§ Work instructions
Retype, with no alterations, every line between the one containing "What React, TypeScript and Tailwind" and the one containing "const [selected, setSelected]", counting both of those lines too. Pictures are to be left out.

:: Material provided ::

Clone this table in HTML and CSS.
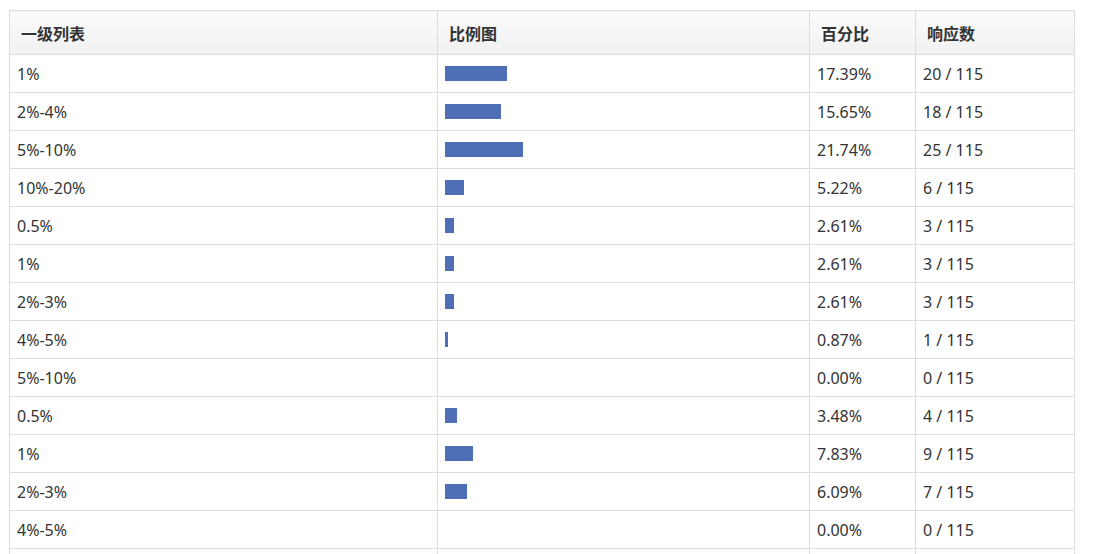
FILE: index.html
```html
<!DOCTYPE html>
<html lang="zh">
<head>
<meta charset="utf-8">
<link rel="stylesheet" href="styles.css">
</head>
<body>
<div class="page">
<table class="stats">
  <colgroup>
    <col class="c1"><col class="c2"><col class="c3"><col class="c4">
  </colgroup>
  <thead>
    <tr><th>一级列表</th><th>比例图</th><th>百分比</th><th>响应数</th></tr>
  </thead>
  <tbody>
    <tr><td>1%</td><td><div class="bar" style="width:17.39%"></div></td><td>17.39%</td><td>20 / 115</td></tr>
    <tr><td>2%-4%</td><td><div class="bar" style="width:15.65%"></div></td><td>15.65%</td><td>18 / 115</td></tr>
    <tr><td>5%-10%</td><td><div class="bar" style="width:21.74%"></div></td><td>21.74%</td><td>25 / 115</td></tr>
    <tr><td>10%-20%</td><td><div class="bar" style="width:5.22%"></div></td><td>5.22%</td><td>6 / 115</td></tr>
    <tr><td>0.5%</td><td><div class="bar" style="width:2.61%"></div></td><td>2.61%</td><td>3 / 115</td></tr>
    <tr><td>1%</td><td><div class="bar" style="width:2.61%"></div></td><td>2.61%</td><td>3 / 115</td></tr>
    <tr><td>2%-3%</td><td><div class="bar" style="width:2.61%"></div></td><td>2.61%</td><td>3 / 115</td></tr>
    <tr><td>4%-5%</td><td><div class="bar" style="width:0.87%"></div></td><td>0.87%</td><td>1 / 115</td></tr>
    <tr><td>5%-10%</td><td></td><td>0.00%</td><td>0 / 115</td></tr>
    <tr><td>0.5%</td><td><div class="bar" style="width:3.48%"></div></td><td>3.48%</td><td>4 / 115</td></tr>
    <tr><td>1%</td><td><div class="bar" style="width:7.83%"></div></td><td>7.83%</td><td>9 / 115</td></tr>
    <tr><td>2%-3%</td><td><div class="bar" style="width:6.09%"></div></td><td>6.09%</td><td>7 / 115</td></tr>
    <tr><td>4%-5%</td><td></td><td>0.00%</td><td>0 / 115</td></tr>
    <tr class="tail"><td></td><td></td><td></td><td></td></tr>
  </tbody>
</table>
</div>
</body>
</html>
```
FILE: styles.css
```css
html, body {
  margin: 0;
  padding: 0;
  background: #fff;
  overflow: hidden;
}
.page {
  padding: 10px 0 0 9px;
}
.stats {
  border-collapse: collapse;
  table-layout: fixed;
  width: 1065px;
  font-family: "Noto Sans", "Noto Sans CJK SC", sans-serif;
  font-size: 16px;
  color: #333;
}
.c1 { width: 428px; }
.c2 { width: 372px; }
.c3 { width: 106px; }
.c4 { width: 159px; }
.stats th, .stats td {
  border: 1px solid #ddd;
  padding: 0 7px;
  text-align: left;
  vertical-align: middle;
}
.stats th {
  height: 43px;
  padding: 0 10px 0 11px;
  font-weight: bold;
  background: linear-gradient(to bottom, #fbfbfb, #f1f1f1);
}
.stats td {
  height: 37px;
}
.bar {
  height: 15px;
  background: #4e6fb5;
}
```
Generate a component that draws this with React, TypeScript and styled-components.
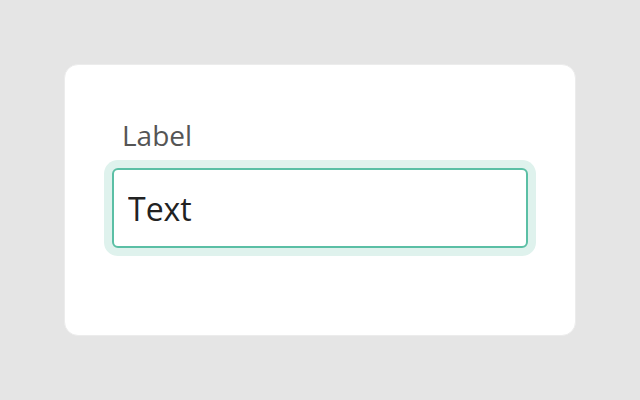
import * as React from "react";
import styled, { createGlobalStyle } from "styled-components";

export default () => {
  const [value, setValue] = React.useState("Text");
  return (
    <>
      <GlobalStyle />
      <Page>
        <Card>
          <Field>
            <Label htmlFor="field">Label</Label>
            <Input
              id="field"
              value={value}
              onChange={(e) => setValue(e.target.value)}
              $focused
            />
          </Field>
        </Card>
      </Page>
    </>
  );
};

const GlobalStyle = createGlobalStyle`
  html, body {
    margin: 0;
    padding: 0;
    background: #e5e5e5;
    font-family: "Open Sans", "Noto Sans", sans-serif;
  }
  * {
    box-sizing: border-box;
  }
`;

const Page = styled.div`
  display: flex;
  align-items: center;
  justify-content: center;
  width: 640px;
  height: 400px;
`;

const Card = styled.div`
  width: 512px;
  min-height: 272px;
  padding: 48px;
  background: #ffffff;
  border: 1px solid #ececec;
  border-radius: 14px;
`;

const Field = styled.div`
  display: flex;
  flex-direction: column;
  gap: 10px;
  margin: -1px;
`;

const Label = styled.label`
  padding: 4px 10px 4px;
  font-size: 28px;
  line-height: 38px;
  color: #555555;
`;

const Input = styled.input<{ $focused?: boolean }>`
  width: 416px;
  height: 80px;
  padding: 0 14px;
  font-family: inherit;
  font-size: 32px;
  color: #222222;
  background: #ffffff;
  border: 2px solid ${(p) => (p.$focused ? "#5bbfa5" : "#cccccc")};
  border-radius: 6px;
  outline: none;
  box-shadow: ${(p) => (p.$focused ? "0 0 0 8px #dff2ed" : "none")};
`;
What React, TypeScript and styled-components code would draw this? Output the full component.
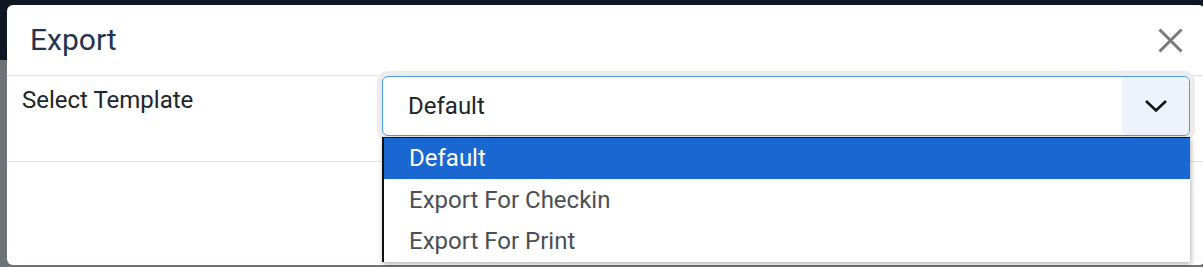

:::
:: Material provided ::

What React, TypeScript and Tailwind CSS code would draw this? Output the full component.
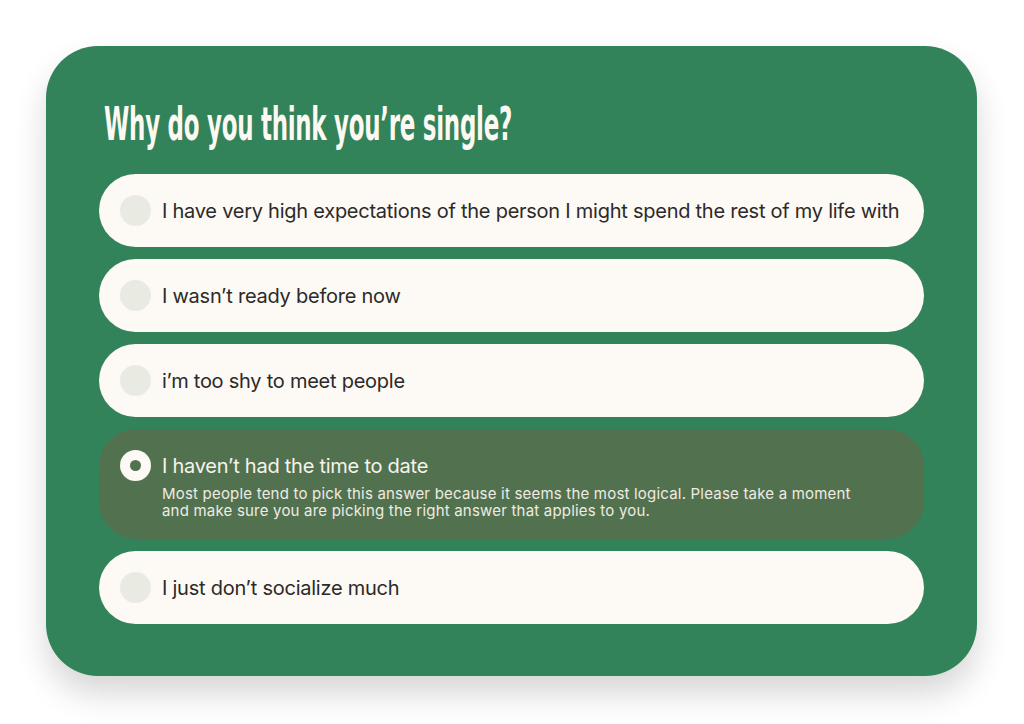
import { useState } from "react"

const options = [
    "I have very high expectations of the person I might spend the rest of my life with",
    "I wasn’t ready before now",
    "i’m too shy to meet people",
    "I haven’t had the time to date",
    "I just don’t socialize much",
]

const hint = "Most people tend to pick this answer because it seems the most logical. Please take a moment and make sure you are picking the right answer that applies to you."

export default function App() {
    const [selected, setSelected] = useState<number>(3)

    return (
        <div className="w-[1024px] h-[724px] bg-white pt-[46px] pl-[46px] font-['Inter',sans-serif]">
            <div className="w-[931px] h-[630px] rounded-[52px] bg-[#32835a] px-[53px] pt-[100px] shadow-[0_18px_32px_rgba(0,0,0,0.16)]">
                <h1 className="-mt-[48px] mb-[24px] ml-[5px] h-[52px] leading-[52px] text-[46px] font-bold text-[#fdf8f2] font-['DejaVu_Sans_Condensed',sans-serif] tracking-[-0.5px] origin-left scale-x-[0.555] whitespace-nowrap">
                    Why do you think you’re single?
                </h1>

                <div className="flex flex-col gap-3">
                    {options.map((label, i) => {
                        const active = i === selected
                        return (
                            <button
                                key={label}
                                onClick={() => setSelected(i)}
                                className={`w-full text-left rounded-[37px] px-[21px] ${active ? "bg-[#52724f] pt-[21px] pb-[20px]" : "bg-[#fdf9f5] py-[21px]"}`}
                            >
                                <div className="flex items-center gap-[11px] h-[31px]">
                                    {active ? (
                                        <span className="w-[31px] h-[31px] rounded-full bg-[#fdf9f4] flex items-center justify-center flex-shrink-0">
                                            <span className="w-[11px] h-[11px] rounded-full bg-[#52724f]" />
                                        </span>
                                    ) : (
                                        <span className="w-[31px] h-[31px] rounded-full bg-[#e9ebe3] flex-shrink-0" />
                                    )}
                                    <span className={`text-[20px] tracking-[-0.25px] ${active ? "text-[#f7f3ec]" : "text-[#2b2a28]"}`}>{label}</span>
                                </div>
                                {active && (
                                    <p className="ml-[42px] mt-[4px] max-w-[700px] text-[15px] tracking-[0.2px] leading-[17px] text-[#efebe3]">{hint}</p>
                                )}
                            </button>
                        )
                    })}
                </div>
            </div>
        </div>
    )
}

:::

§ Solved problem
What React, TypeScript and Tailwind CSS code would draw this? Output the full component.
import { useState } from "react"

const options = [
    "I have very high expectations of the person I might spend the rest of my life with",
    "I wasn’t ready before now",
    "i’m too shy to meet people",
    "I haven’t had the time to date",
    "I just don’t socialize much",
]

const hint = "Most people tend to pick this answer because it seems the most logical. Please take a moment and make sure you are picking the right answer that applies to you."

export default function App() {
    const [selected, setSelected] = useState<number>(3)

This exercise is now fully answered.